Вижу их вдвоем, в низкой широкой комнате с многими, многими, одинаково-одинокими окнами в сад. Над притолокой двери, в него ведущей, охотничий рог Иловайского (никогда не охотился!), которым он сзывал гостей и детей на трапезы, поражая молодежь мощью его звона: своих легких. Роландов рог историка, ныне навек замолкший.

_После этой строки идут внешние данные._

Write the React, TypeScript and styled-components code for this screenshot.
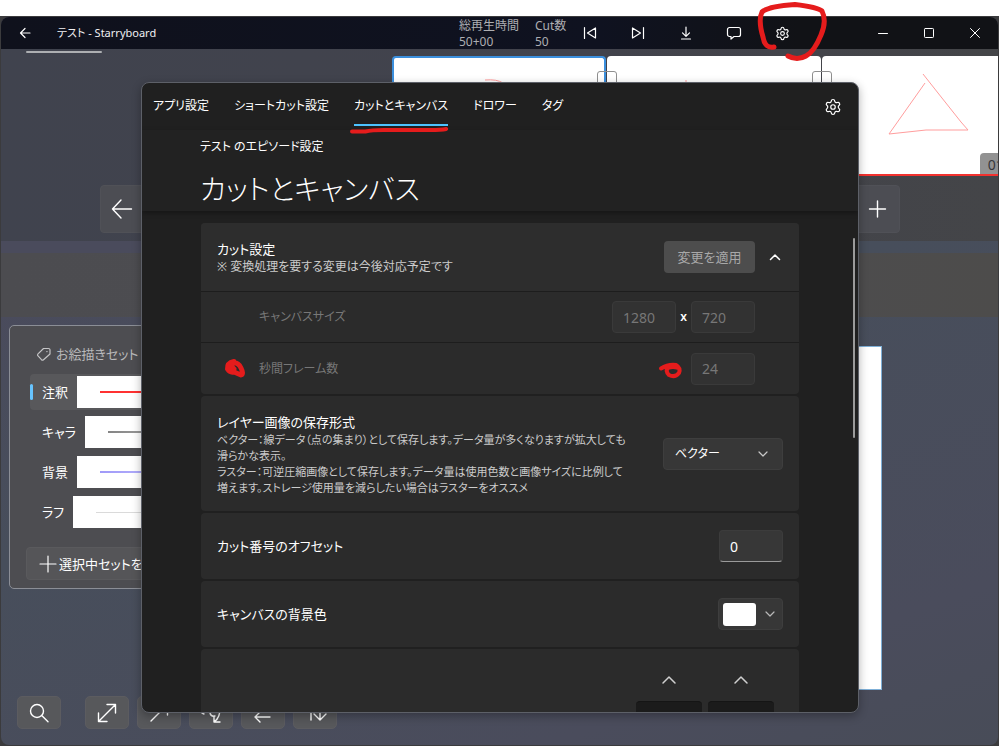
import React from "react";
import styled, { createGlobalStyle } from "styled-components";
import { Settings } from "lucide-react";

const GlobalStyle = createGlobalStyle`
  *, *::before, *::after { box-sizing: border-box; }
  body {
    margin: 0;
    background: #fff;
    font-family: "Noto Sans", "Noto Sans CJK JP", sans-serif;
    font-feature-settings: "palt";
    font-size: 13px;
    line-height: 20px;
    color: #fff;
  }
  button, input, select { font: inherit; font-feature-settings: inherit; color: inherit; }
  h1, h2, p { margin: 0; font-weight: 400; }
`;

const Desktop = styled.div`
  height: 100vh;
  min-height: 600px;
  padding-top: 16px;
  display: flex;
`;

const Backdrop = styled.div`
  flex: 1;
  min-width: 0;
  display: flex;
  padding: 1px;
  background: #3b3b3d;
`;

const AppWindow = styled.div`
  position: relative;
  flex: 1;
  min-width: 0;
  display: flex;
  flex-direction: column;
  border-radius: 8px;
  background: linear-gradient(160deg, #4a4b5c 25%, #474e5b 50%, #4a4c5c 85%, #484c58);
`;

/* ---------- Title bar ---------- */

const TitleBar = styled.header`
  position: relative;
  z-index: 2;
  display: flex;
  align-items: center;
  height: 32px;
  flex: none;
  border-radius: 8px 8px 0 0;
  background: linear-gradient(90deg, #0f111c, #0f1220 60%, #111216 80%);
`;

const BarButton = styled.button<{ $width: number }>`
  position: relative;
  width: ${(p) => p.$width}px;
  height: 32px;
  padding: 0;
  border: 0;
  background: none;
  display: grid;
  place-items: center;
`;

const WindowTitle = styled.span`
  flex: 1;
  padding-left: 8px;
  font-size: 11px;
  line-height: 16px;
  white-space: nowrap;
  color: #f0f0f2;
`;

const Stats = styled.div`
  display: grid;
  grid-template-columns: 76px 31px;
  padding-top: 2px;
  font-size: 12px;
  line-height: 16px;
  white-space: nowrap;
  color: #adaeb2;
`;

const Group = styled.div`
  display: flex;
`;

const Tools = styled(Group)`
  margin-right: 54px;
`;

const CircleMark = styled.svg`
  position: absolute;
  left: -2px;
  top: -17px;
  overflow: visible;
  pointer-events: none;
`;

/* ---------- Timeline ---------- */

const Timeline = styled.section`
  height: 192px;
  flex: none;
  overflow: hidden;
  background: linear-gradient(90deg, #40434e, #42434c 60%, #444548);
`;

const ScrollThumb = styled.div`
  width: 76px;
  height: 2px;
  margin: 2px 0 3px 25px;
  border-radius: 1px;
  background: #adafb2;
`;

const Strip = styled.div`
  display: flex;
  gap: 1px;
  height: 120px;
  padding-left: 39.2%;
`;

const Thumb = styled.div<{ $state?: "selected" | "current" }>`
  position: relative;
  flex: none;
  width: 214px;
  background: #fff;
  border-radius: 4px 4px 0 0;
  border: ${(p) => (p.$state === "selected" ? "2px solid #3b8fdd" : "0")};
  border-bottom: ${(p) => (p.$state === "current" ? "2px solid #f2322f" : "0")};
`;

const LinkBox = styled.span`
  position: absolute;
  z-index: 1;
  top: 15px;
  left: -10px;
  width: 20px;
  height: 20px;
  border: 1px solid #8f8f8f;
  border-radius: 3px;
`;

const StrokeDrawing = styled.svg`
  display: block;
  width: 100%;
  height: 118px;
`;

const CutNumber = styled.span`
  position: absolute;
  left: 158px;
  bottom: 0;
  padding: 2px 8px 0;
  border-radius: 4px 0 0 0;
  background: #929292;
  color: #37373a;
  font-size: 14px;
  line-height: 19px;
`;

const PageNav = styled.div`
  display: flex;
  justify-content: space-between;
  margin: 9px 98px 0 99px;
`;

const NavButton = styled.button`
  width: 45px;
  height: 48px;
  padding: 0;
  display: grid;
  place-items: center;
  border: 1px solid #505157;
  border-radius: 4px;
  background: #4c4d53;
`;

const InfoBar = styled.div`
  height: 64px;
  flex: none;
  margin-top: 12px;
  background: linear-gradient(90deg, #4c4c50, #4d4d51 60%, #4d4c4b);
`;

/* ---------- Workspace ---------- */

const Workspace = styled.main`
  flex: 1;
  min-height: 0;
  display: flex;
  align-items: stretch;
  gap: 29px;
  padding: 8px 116px 0 8px;
`;

const BrushPanel = styled.aside`
  align-self: flex-start;
  flex: 0 0 232px;
  border: 1px solid #8b8e96;
  border-radius: 5px;
  background: #4d4d51;
  padding: 18px 20px 8px 16px;
  overflow: hidden;
`;

const BrushHeading = styled.h2`
  display: flex;
  align-items: center;
  gap: 4px;
  padding-left: 10px;
  margin-bottom: 10px;
  font-size: 13px;
  line-height: 20px;
  color: #b9b9bb;
`;

const BrushRow = styled.button<{ $active?: boolean }>`
  position: relative;
  display: flex;
  align-items: center;
  width: 100%;
  height: 36px;
  margin: 0 0 4px 4px;
  padding: 0 0 0 12px;
  border: 0;
  border-radius: 4px;
  background: ${(p) => (p.$active ? "#58585b" : "transparent")};
  white-space: nowrap;

  &::before {
    content: "";
    display: ${(p) => (p.$active ? "block" : "none")};
    position: absolute;
    left: 0;
    top: 10px;
    width: 3px;
    height: 16px;
    border-radius: 2px;
    background: #67c4ff;
  }
`;

const BrushSample = styled.span<{ $color: string; $thick: number }>`
  flex: 1;
  height: 32px;
  margin-left: 9px;
  padding-left: 23px;
  display: flex;
  align-items: center;
  background: #fff;

  &::after {
    content: "";
    width: 100%;
    height: ${(p) => p.$thick}px;
    background: ${(p) => p.$color};
  }
`;

const AddSetButton = styled.button`
  display: flex;
  align-items: center;
  gap: 2px;
  width: 100%;
  height: 33px;
  margin-top: 17px;
  padding: 0 12px;
  border: 1px solid #5a5a5d;
  border-radius: 4px;
  background: #555558;
  white-space: nowrap;
`;

const Canvas = styled.div`
  flex: 1;
  min-width: 0;
  margin-top: 21px;
  background: #fff;
  border: 1px solid #7fb0d8;
`;

const ViewTools = styled.div`
  display: flex;
  flex: none;
  gap: 8px;
  padding: 6px 16px 16px;
`;

const ViewButton = styled.button<{ $lead?: boolean }>`
  width: 44px;
  height: 33px;
  margin-right: ${(p) => (p.$lead ? 16 : 0)}px;
  padding: 0;
  display: grid;
  place-items: center;
  border: 1px solid #5c5c60;
  border-radius: 5px;
  background: #57585b;
`;

/* ---------- Settings dialog ---------- */

const Overlay = styled.div`
  position: absolute;
  inset: 0;
  z-index: 1;
  display: flex;
  padding: 65px 139px 32px 140px;
`;

const Dialog = styled.div`
  position: relative;
  flex: 1;
  min-width: 0;
  display: flex;
  flex-direction: column;
  overflow: hidden;
  border: 1px solid #5d6068;
  border-radius: 8px;
  background: #202020;
  box-shadow: 0 3px 10px rgba(0, 0, 0, 0.3);
`;

const TabBar = styled.nav`
  position: relative;
  z-index: 1;
  display: flex;
  align-items: center;
  gap: 25px;
  height: 47px;
  flex: none;
  padding: 0 16px 0 11px;
`;

const Tab = styled.button<{ $active?: boolean }>`
  position: relative;
  align-self: flex-start;
  height: 43px;
  padding: 4px 0 0;
  border: 0;
  border-bottom: 2px solid ${(p) => (p.$active ? "#4cc2ff" : "transparent")};
  background: none;
  font-size: 12px;
  white-space: nowrap;
`;

const GearButton = styled.button`
  margin-left: auto;
  padding: 0;
  border: 0;
  background: none;
  display: flex;
`;

const UnderlineMark = styled.svg`
  position: absolute;
  left: -5px;
  top: 43px;
  width: calc(100% + 6px);
  height: 8px;
  overflow: visible;
`;

const DialogHeader = styled.div`
  flex: none;
  padding: 7px 58px 0;
  height: 81px;
  background: #222222;
  box-shadow: 0 2px 5px rgba(0, 0, 0, 0.35);
  z-index: 0;
`;

const Breadcrumb = styled.p`
  font-size: 12px;
`;

const PageTitle = styled.h1`
  font-size: 28px;
  font-weight: 300;
  line-height: 36px;
  margin-top: 14px;
`;

const SettingsList = styled.div`
  flex: 1;
  min-height: 0;
  overflow: hidden;
  display: flex;
  flex-direction: column;
  gap: 2px;
  padding: 12px 59px 0;
`;

const Card = styled.section`
  flex: none;
  border-radius: 4px;
  background: #2b2b2b;
`;

const Row = styled.div<{ $height: number; $kind?: "head" | "sub" }>`
  display: flex;
  align-items: center;
  justify-content: space-between;
  gap: 8px;
  min-height: ${(p) => p.$height}px;
  padding: ${(p) =>
    p.$kind === "head" ? "0 8px 0 16px" : p.$kind === "sub" ? "0 44px 0 58px" : "0 16px"};
  border-top: ${(p) => (p.$kind === "sub" ? "1px solid #1d1d1d" : "0")};
  border-radius: ${(p) => (p.$kind === "head" ? "4px 4px 0 0" : "0")};
  background: ${(p) => (p.$kind === "head" ? "#2d2d2d" : "transparent")};
`;

const Label = styled.label<{ $muted?: boolean }>`
  position: relative;
  display: block;
  white-space: nowrap;
  font-size: ${(p) => (p.$muted ? 12 : 13)}px;
  color: ${(p) => (p.$muted ? "#777777" : "#ffffff")};
`;

const Note = styled.p<{ $dense?: boolean }>`
  font-size: ${(p) => (p.$dense ? 11 : 12)}px;
  line-height: 16px;
  white-space: nowrap;
  color: #cccccc;
`;

const Controls = styled.div`
  position: relative;
  flex: none;
  display: flex;
  align-items: center;
  gap: 4px;
`;

const ApplyButton = styled.button`
  height: 32px;
  width: 91px;
  padding: 0;
  border: 0;
  border-radius: 4px;
  background: #4d4d4d;
  color: #a8a8a8;
  white-space: nowrap;
`;

const IconButton = styled.button`
  width: 32px;
  height: 32px;
  padding: 0;
  border: 0;
  background: none;
  display: grid;
  place-items: center;
`;

const NumberBox = styled.input`
  width: 64px;
  height: 32px;
  padding: 0 10px;
  border: 1px solid #3c3c3c;
  border-bottom-color: #9a9a9a;
  border-radius: 4px;
  background: #373737;
  font-size: 14px;

  &:disabled {
    border-color: #3a3a3a;
    background: #323232;
    color: #777777;
    opacity: 1;
  }
`;

const Times = styled.span`
  width: 7px;
  font-size: 12px;
  font-weight: 600;
  text-align: center;
`;

const SelectWrap = styled.div`
  display: grid;
  align-items: center;
  flex: none;
  width: 120px;

  > * { grid-area: 1 / 1; }
  > svg { justify-self: end; margin-right: 13px; pointer-events: none; }
`;

const Select = styled.select`
  appearance: none;
  width: 100%;
  height: 32px;
  padding: 0 11px;
  border: 1px solid #3e3e3e;
  border-radius: 4px;
  background: #373737;
  font-size: 12px;
`;

const ColorButton = styled.button`
  width: 65px;
  height: 32px;
  padding: 0 6px 0 4px;
  display: flex;
  align-items: center;
  justify-content: space-between;
  border: 1px solid #3e3e3e;
  border-radius: 4px;
  background: #373737;
`;

const Swatch = styled.span`
  width: 33px;
  height: 23px;
  border-radius: 3px;
  background: #fff;
`;

const Steppers = styled.div`
  display: flex;
  justify-content: flex-end;
  gap: 6px;
  padding: 15px 25px 0;
`;

const Stepper = styled.div`
  width: 66px;
  display: flex;
  flex-direction: column;
  align-items: center;
  gap: 5px;
`;

const StepperField = styled.div`
  width: 100%;
  height: 60px;
  border-radius: 4px;
  background: #1b1b1b;
  border-top: 1px solid #151515;
`;

const DialogScroll = styled.div`
  position: absolute;
  right: 3px;
  top: 155px;
  width: 2px;
  height: 200px;
  border-radius: 1px;
  background: #9b9b9b;
`;

const ScribbleMark = styled.svg<{ $left: number }>`
  position: absolute;
  left: ${(p) => p.$left}px;
  top: 0;
  overflow: visible;
`;

/* ---------- Icons ---------- */

type IconProps = { size?: number; d: string; width?: number; color?: string };

const Icon = ({ size = 16, d, width = 1.2, color = "#fff" }: IconProps) => (
  <svg
    width={size}
    height={size}
    viewBox={`0 0 ${size} ${size}`}
    fill="none"
    stroke={color}
    strokeWidth={width}
    strokeLinecap="round"
    strokeLinejoin="round"
    aria-hidden="true"
  >
    <path d={d} />
  </svg>
);

const paths = {
  back: "M13 8H3.500M8 3.500 3.500 8 8 12.500",
  previous: "M2.500 2.500v11M13.500 3v10L5.500 8Z",
  next: "M13.500 2.500v11M2.500 3v10l8-5Z",
  download: "M8 2v9M4.500 7.800 8 11.300l3.500-3.500M3.500 14h9",
  comment:
    "M3.500 2.500h9a2 2 0 0 1 2 2v5a2 2 0 0 1-2 2H8l-3 2.500v-2.500H3.500a2 2 0 0 1-2-2v-5a2 2 0 0 1 2-2Z",
  minimize: "M3.500 8.500h9",
  maximize: "M4.300 3.500h7.400a.8.8 0 0 1 .8.8v7.400a.8.8 0 0 1-.8.8H4.300a.8.8 0 0 1-.8-.8V4.300a.8.8 0 0 1 .8-.8Z",
  close: "M3.500 3.500l9 9M12.500 3.500l-9 9",
  arrowLeft: "M20.500 12H1.500M10 3 1.500 12l8.500 9",
  plus: "M11.500 4v16M3.500 12h16",
  tag: "M7.500 2.500h5a1.500 1.500 0 0 1 1.500 1.500v4L7.500 13.700a1.500 1.500 0 0 1-2 0L2 9.900a1.400 1.400 0 0 1 0-2ZM10.800 5.600h.3",
  up: "M3.500 10.500 8 6l4.500 4.500",
  upWide: "M2 11 8 5l6 6",
  search: "M16.500 10a6.500 6.500 0 1 1-13 0a6.500 6.500 0 1 1 13 0M15 14.700l6 6",
  expand: "M4 20 20 4M12 3.500h8.500V12M3.500 12v8.500H12",
  diagonal: "M4 20 20 4M13 3.500h7.500V14",
  rotate: "M3 12l2 1M11 12q1 4 5 3M20.500 8q1 8-5 12.500M15 15v6h6",
  left: "M19 16H4M9 11l-5 5 5 5",
  swap: "M8 19V5M17 5v14M11 13l6 6 6-6",
};

const brushes = [
  { name: "注釈", color: "#ff3131", thick: 2, active: true },
  { name: "キャラ", color: "linear-gradient(90deg, #858585, #c4c4c4)", thick: 2 },
  { name: "背景", color: "linear-gradient(90deg, #a09af8, #cfcdff)", thick: 2 },
  { name: "ラフ", color: "#dadada", thick: 1 },
];

const tabs = ["アプリ設定", "ショートカット設定", "カットとキャンバス", "ドロワー", "タグ"];
const activeTab = "カットとキャンバス";

export default function App() {
  return (
    <Desktop>
      <GlobalStyle />
      <Backdrop>
        <AppWindow>
          <TitleBar>
            <BarButton $width={48} aria-label="戻る"><Icon d={paths.back} /></BarButton>
            <WindowTitle>テスト - Starryboard</WindowTitle>
            <Stats>
              <span>総再生時間</span>
              <span>Cut数</span>
              <span>50+00</span>
              <span>50</span>
            </Stats>
            <Tools>
              <BarButton $width={48} aria-label="最初へ"><Icon d={paths.previous} /></BarButton>
              <BarButton $width={48} aria-label="最後へ"><Icon d={paths.next} /></BarButton>
              <BarButton $width={48} aria-label="書き出し"><Icon d={paths.download} /></BarButton>
              <BarButton $width={48} aria-label="コメント"><Icon d={paths.comment} /></BarButton>
              <BarButton $width={48} aria-label="設定">
                <Settings size={15} strokeWidth={1.8} color="#fff" />
                <CircleMark width="72" height="62" viewBox="0 0 72 62" fill="none" stroke="#e51c1c" strokeWidth="5" strokeLinecap="round" strokeLinejoin="round">
                  <path d="M18 47Q9 49 7 37Q2 20 6 12Q13 6 39 4.500Q61 7 66 11Q71 21 65 35Q58 52 50 56Q41 61 32 56" />
                </CircleMark>
              </BarButton>
            </Tools>
            <Group>
              <BarButton $width={46} aria-label="最小化"><Icon d={paths.minimize} width={1} /></BarButton>
              <BarButton $width={46} aria-label="最大化"><Icon d={paths.maximize} width={1} /></BarButton>
              <BarButton $width={46} aria-label="閉じる"><Icon d={paths.close} width={1} /></BarButton>
            </Group>
          </TitleBar>

          <Timeline>
            <ScrollThumb />
            <Strip>
              <Thumb $state="selected">
                <StrokeDrawing viewBox="0 0 210 118" fill="none" stroke="#ff9c9c">
                  <path d="M91 22Q103 21 109 25" />
                </StrokeDrawing>
              </Thumb>
              <Thumb>
                <LinkBox />
                <StrokeDrawing viewBox="0 0 214 118" fill="none" stroke="#ff9c9c">
                  <path d="M79 24v6" />
                </StrokeDrawing>
              </Thumb>
              <Thumb $state="current">
                <LinkBox />
                <StrokeDrawing viewBox="0 0 214 118" fill="none" stroke="#ff9d9d">
                  <path d="M101 18 116 37 139 66 146 74H104L67 78 103 27" />
                </StrokeDrawing>
                <CutNumber>01</CutNumber>
              </Thumb>
            </Strip>
            <PageNav>
              <NavButton aria-label="前へ"><Icon size={24} d={paths.arrowLeft} width={1.4} /></NavButton>
              <NavButton aria-label="追加"><Icon size={24} d={paths.plus} width={1.4} /></NavButton>
            </PageNav>
          </Timeline>
          <InfoBar />

          <Workspace>
            <BrushPanel>
              <BrushHeading><Icon d={paths.tag} color="#c4c4c6" />お絵描きセット</BrushHeading>
              {brushes.map((b) => (
                <BrushRow key={b.name} $active={b.active}>
                  {b.name}
                  <BrushSample $color={b.color} $thick={b.thick} />
                </BrushRow>
              ))}
              <AddSetButton><Icon size={18} d="M9 1v16M1 9h16" />選択中セットを</AddSetButton>
            </BrushPanel>
            <Canvas />
          </Workspace>
          <ViewTools>
            <ViewButton $lead aria-label="検索"><Icon size={24} d={paths.search} width={1.4} /></ViewButton>
            <ViewButton aria-label="全体表示"><Icon size={24} d={paths.expand} width={1.4} /></ViewButton>
            <ViewButton aria-label="拡大"><Icon size={24} d={paths.diagonal} width={1.4} /></ViewButton>
            <ViewButton aria-label="回転"><Icon size={24} d={paths.rotate} width={1.4} /></ViewButton>
            <ViewButton aria-label="左右反転"><Icon size={24} d={paths.left} width={1.4} /></ViewButton>
            <ViewButton aria-label="上下反転"><Icon size={24} d={paths.swap} width={1.4} /></ViewButton>
          </ViewTools>

          <Overlay>
            <Dialog role="dialog" aria-labelledby="page-title">
              <TabBar>
                {tabs.map((t) => (
                  <Tab key={t} $active={t === activeTab}>
                    {t}
                    {t === activeTab && (
                      <UnderlineMark viewBox="0 0 98 8" preserveAspectRatio="none" fill="none" stroke="#e51c1c" strokeWidth="4" strokeLinecap="round">
                        <path d="M3 5.500H16Q22 4 34 4H80Q90 4 95 3" />
                      </UnderlineMark>
                    )}
                  </Tab>
                ))}
                <GearButton aria-label="詳細設定"><Settings size={18} strokeWidth={1.6} color="#fff" /></GearButton>
              </TabBar>
              <DialogHeader>
                <Breadcrumb>テスト のエピソード設定</Breadcrumb>
                <PageTitle id="page-title">カットとキャンバス</PageTitle>
              </DialogHeader>

              <SettingsList>
                <Card>
                  <Row $height={68} $kind="head">
                    <div>
                      <Label as="h2">カット設定</Label>
                      <Note>※ 変換処理を要する変更は今後対応予定です</Note>
                    </div>
                    <Controls>
                      <ApplyButton disabled>変更を適用</ApplyButton>
                      <IconButton aria-label="折りたたむ"><Icon d={paths.up} width={1.5} /></IconButton>
                    </Controls>
                  </Row>
                  <Row $height={51} $kind="sub">
                    <Label $muted htmlFor="canvas-width">キャンバスサイズ</Label>
                    <Controls>
                      <NumberBox id="canvas-width" defaultValue="1280" disabled />
                      <Times>x</Times>
                      <NumberBox aria-label="キャンバスの高さ" defaultValue="720" disabled />
                    </Controls>
                  </Row>
                  <Row $height={52} $kind="sub">
                    <Label $muted htmlFor="fps">
                      秒間フレーム数
                      <ScribbleMark $left={-34} width="22" height="20" viewBox="0 0 22 20" fill="none" stroke="#e51c1c" strokeWidth="5" strokeLinecap="round" strokeLinejoin="round">
                        <path d="M9 2.500Q2 4 2.500 10Q5 14 9 13L16 16Q19 15 16 9Q13 3 8 4Q5 7 9 10" />
                      </ScribbleMark>
                    </Label>
                    <Controls>
                      <ScribbleMark $left={-32} width="24" height="32" viewBox="0 0 24 32" fill="none" stroke="#e51c1c" strokeWidth="4" strokeLinecap="round" strokeLinejoin="round">
                        <path d="M2 15.500Q9 11 17 12Q22 15 20 20Q16 25 10 22Q6 18 9 15Q14 13 19 15" />
                      </ScribbleMark>
                      <NumberBox id="fps" defaultValue="24" disabled />
                    </Controls>
                  </Row>
                </Card>

                <Card>
                  <Row $height={115}>
                    <div>
                      <Label htmlFor="layer-format">レイヤー画像の保存形式</Label>
                      <Note $dense>
                        ベクター：線データ（点の集まり）として保存します。データ量が多くなりますが拡大しても
                        <br />
                        滑らかな表示。
                        <br />
                        ラスター：可逆圧縮画像として保存します。データ量は使用色数と画像サイズに比例して
                        <br />
                        増えます。ストレージ使用量を減らしたい場合はラスターをオススメ
                      </Note>
                    </div>
                    <SelectWrap>
                      <Select id="layer-format" defaultValue="vector">
                        <option value="vector">ベクター</option>
                        <option value="raster">ラスター</option>
                      </Select>
                      <Icon size={14} d="M3 5 7 9l4-4" color="#c8c8c8" />
                    </SelectWrap>
                  </Row>
                </Card>

                <Card>
                  <Row $height={66}>
                    <Label htmlFor="cut-offset">カット番号のオフセット</Label>
                    <NumberBox id="cut-offset" defaultValue="0" />
                  </Row>
                </Card>

                <Card>
                  <Row $height={66}>
                    <Label htmlFor="canvas-color">キャンバスの背景色</Label>
                    <ColorButton id="canvas-color">
                      <Swatch />
                      <Icon size={12} d="M2 4 6 8l4-4" color="#b8b8b8" />
                    </ColorButton>
                  </Row>
                </Card>

                <Card>
                  <Steppers>
                    {["幅", "高さ"].map((name) => (
                      <Stepper key={name}>
                        <IconButton aria-label={`${name}を増やす`}><Icon d={paths.upWide} width={1.5} color="#d0d0d0" /></IconButton>
                        <StepperField />
                      </Stepper>
                    ))}
                  </Steppers>
                </Card>
              </SettingsList>
              <DialogScroll />
            </Dialog>
          </Overlay>
        </AppWindow>
      </Backdrop>
    </Desktop>
  );
}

Мы с Асей – в Спасском, именуемом также Крюковом, по названию станции Николаевской железной дороги. В детстве нам это невиданное Крюково мнилось крюком, железным крюком старьевщика, а то и клюкой, Ягой, значит, опять-таки – старостью. Со станции ехали на линейке, вещи без будущего и прошлого: вдоль событий, – мимо черных елей, мягко-колючими мокрыми лапами задевающих по лицу, как кропилом. Разлатое здание, поданное как на ладони болотистой равниной. В дом – цветником: тем, что им было, тем, что им больше не будет. Внутри тишина. Старина. Чувствую, что комнаты здесь живут одни, продолжают, не замечая, что половины семьи уже нет. Не замечая и оставшейся половины. Так что выход А. А., откуда-то сбоку, в сером переднике с грудью, со стопкой белья в руках, а за ней и Д. И., тоже в сером и тоже с белым (газетной стопою!) скорей... неожиданен, скорей... нарушителей. Мы никогда не узнаем, насколько комнаты старых домов, которые мы, не замечая, минуем – нас не замечают, нас, как волны старого моря, минуют – в своем продвижении. Волны моря и рода, только изредка, по неучтимой прихоти, возвращающие через сотню лет берегу – наше кольцо, наше лицо – правнуку.